== Source data ==

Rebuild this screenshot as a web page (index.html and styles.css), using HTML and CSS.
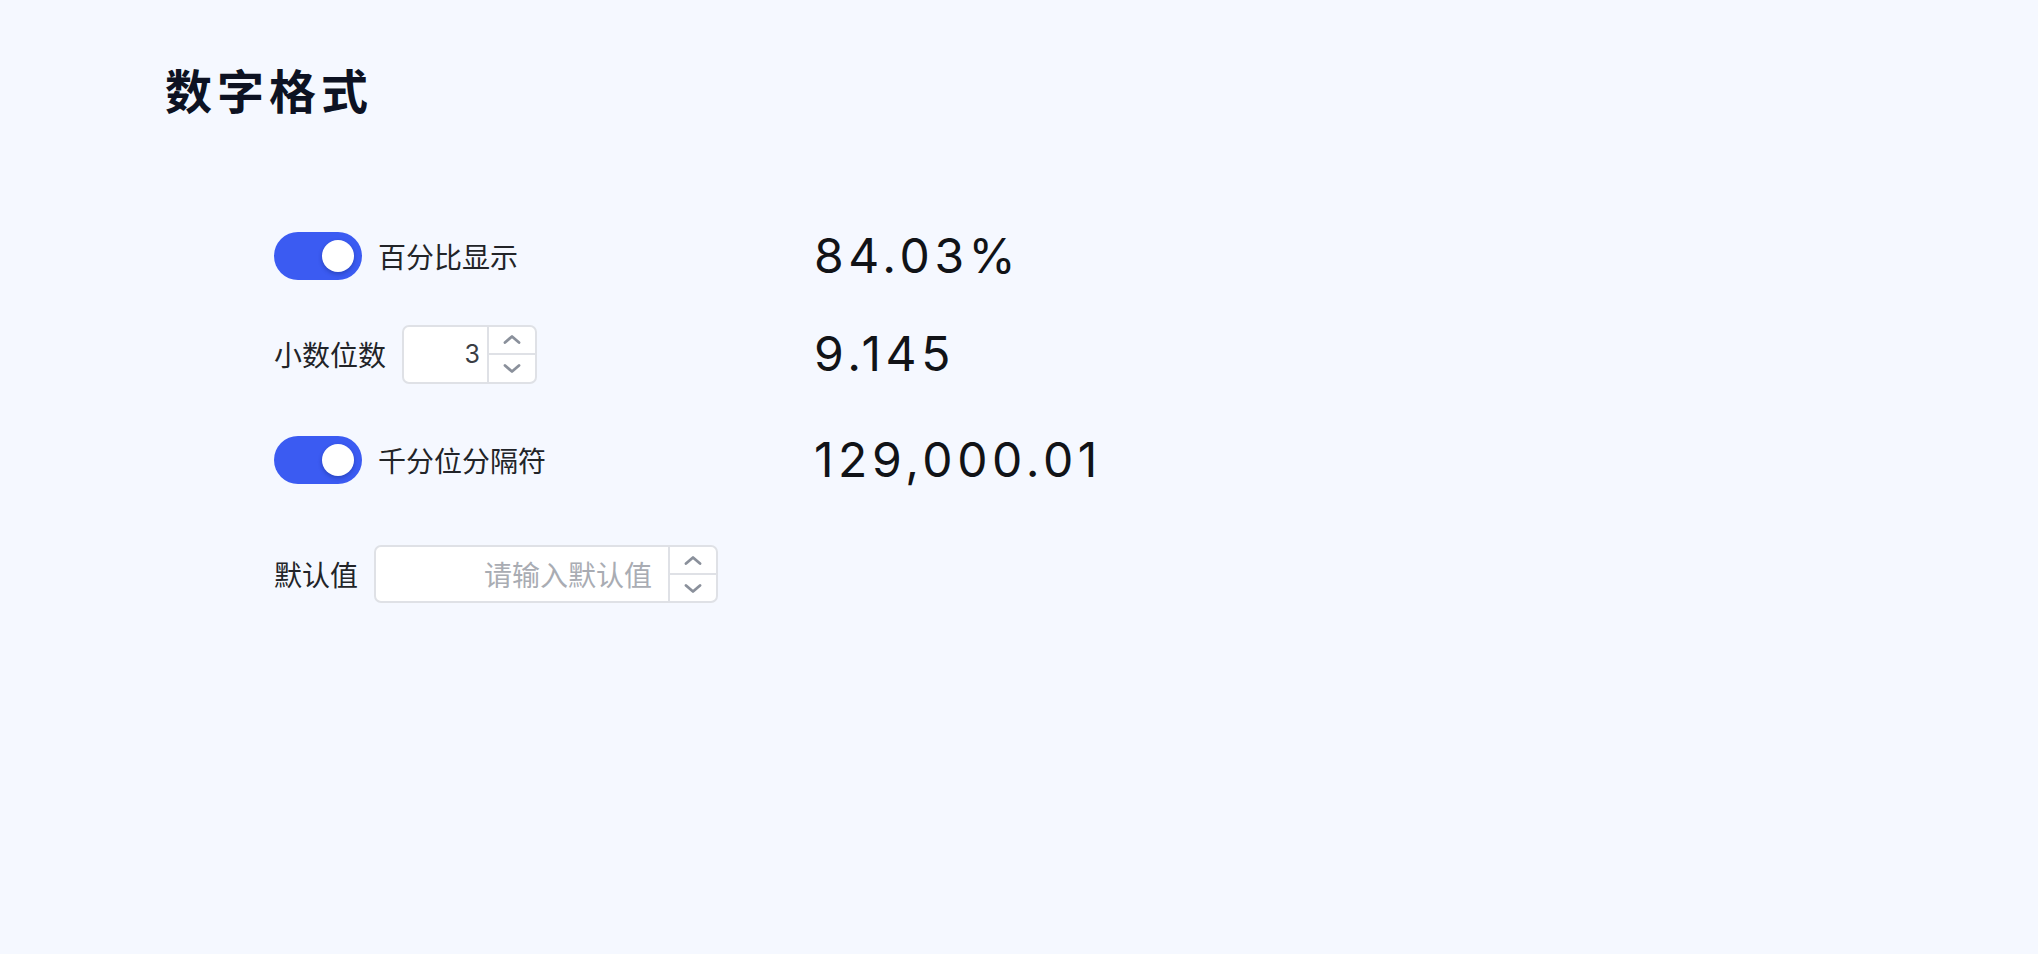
FILE: index.html
```html
<!DOCTYPE html>
<html lang="zh-CN">
<head>
<meta charset="utf-8">
<title>数字格式</title>
<link rel="stylesheet" href="styles.css">
</head>
<body>
<div class="page">
  <h1 class="title">数字格式</h1>
  <div class="form">
    <div class="row row-1">
      <div class="cell">
        <span class="switch"><span class="knob"></span></span>
        <span class="label">百分比显示</span>
      </div>
      <div class="value">84.03%</div>
    </div>
    <div class="row row-2">
      <div class="cell">
        <span class="label">小数位数</span>
        <div class="num-input small">
          <div class="num-field"><span class="num-text">3</span></div>
          <div class="stepper">
            <span class="step"><svg viewBox="0 0 18 9" class="chev"><path d="M2 7.5 L9 1.5 L16 7.5"/></svg></span>
            <span class="step"><svg viewBox="0 0 18 9" class="chev"><path d="M2 1.5 L9 7.5 L16 1.5"/></svg></span>
          </div>
        </div>
      </div>
      <div class="value">9.145</div>
    </div>
    <div class="row row-3">
      <div class="cell">
        <span class="switch"><span class="knob"></span></span>
        <span class="label">千分位分隔符</span>
      </div>
      <div class="value">129,000.01</div>
    </div>
    <div class="row row-4">
      <div class="cell">
        <span class="label">默认值</span>
        <div class="num-input wide">
          <div class="num-field"><span class="placeholder">请输入默认值</span></div>
          <div class="stepper">
            <span class="step"><svg viewBox="0 0 18 9" class="chev"><path d="M2 7.5 L9 1.5 L16 7.5"/></svg></span>
            <span class="step"><svg viewBox="0 0 18 9" class="chev"><path d="M2 1.5 L9 7.5 L16 1.5"/></svg></span>
          </div>
        </div>
      </div>
    </div>
  </div>
</div>
</body>
</html>
```
FILE: styles.css
```css
html, body {
  margin: 0;
  padding: 0;
  background: #f5f8ff;
}
body {
  width: 2038px;
  height: 954px;
  overflow: hidden;
  font-family: "Inter", "Noto Sans CJK SC", sans-serif;
  color: #1f2329;
}
.page {
  padding: 60px 0 0 165px;
}
.title {
  margin: 0;
  font-family: "Noto Sans CJK SC", sans-serif;
  font-size: 47px;
  line-height: 58px;
  font-weight: 700;
  letter-spacing: 5px;
  color: #0d1222;
}
.form {
  margin-top: 103px;
  margin-left: 109px;
  display: flex;
  flex-direction: column;
}
.row {
  display: flex;
  align-items: center;
  height: 70px;
}
.row-2 { margin-top: 28px; }
.row-3 { margin-top: 36px; }
.row-4 { margin-top: 44px; }
.cell {
  width: 540px;
  display: flex;
  align-items: center;
  gap: 16px;
}
.label {
  font-family: "Noto Sans CJK SC", sans-serif;
  font-size: 28px;
  line-height: 40px;
  color: #222428;
}
.switch {
  width: 88px;
  height: 48px;
  border-radius: 24px;
  background: #3b5bf2;
  display: flex;
  align-items: center;
  justify-content: flex-end;
  padding: 0 8px;
  box-sizing: border-box;
}
.knob {
  width: 32px;
  height: 32px;
  border-radius: 50%;
  background: #ffffff;
  box-shadow: 0 2px 4px rgba(0, 20, 80, 0.3);
}
.num-input {
  display: flex;
  height: 59px;
  box-sizing: border-box;
  border: 2px solid #dfe1e6;
  border-radius: 7px;
  background: #ffffff;
  overflow: hidden;
}
.num-input.small { width: 135px; }
.num-input.wide { width: 344px; height: 58px; }
.num-field {
  flex: 1;
  display: flex;
  align-items: center;
  justify-content: flex-end;
  padding-right: 7px;
}
.num-input.wide .num-field { padding-right: 16px; }
.num-text {
  font-family: "Inter", sans-serif;
  font-size: 25px;
  color: #3a3d44;
}
.placeholder {
  font-family: "Noto Sans CJK SC", sans-serif;
  font-size: 28px;
  color: #a9acb3;
}
.stepper {
  width: 46px;
  border-left: 2px solid #dfe1e6;
  display: flex;
  flex-direction: column;
}
.step {
  flex: 1;
  display: flex;
  align-items: center;
  justify-content: center;
}
.step + .step {
  border-top: 2px solid #dfe1e6;
}
.chev {
  width: 18px;
  height: 9px;
  fill: none;
  stroke: #8a909b;
  stroke-width: 2.8;
  stroke-linecap: round;
  stroke-linejoin: round;
}
.value {
  font-family: "Inter", sans-serif;
  font-size: 48px;
  line-height: 70px;
  letter-spacing: 4.6px;
  color: #111317;
}
```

===

Show each line holding the word "index".

Rebuild this screenshot as a web page (index.html and styles.css), using HTML and CSS.
FILE: index.html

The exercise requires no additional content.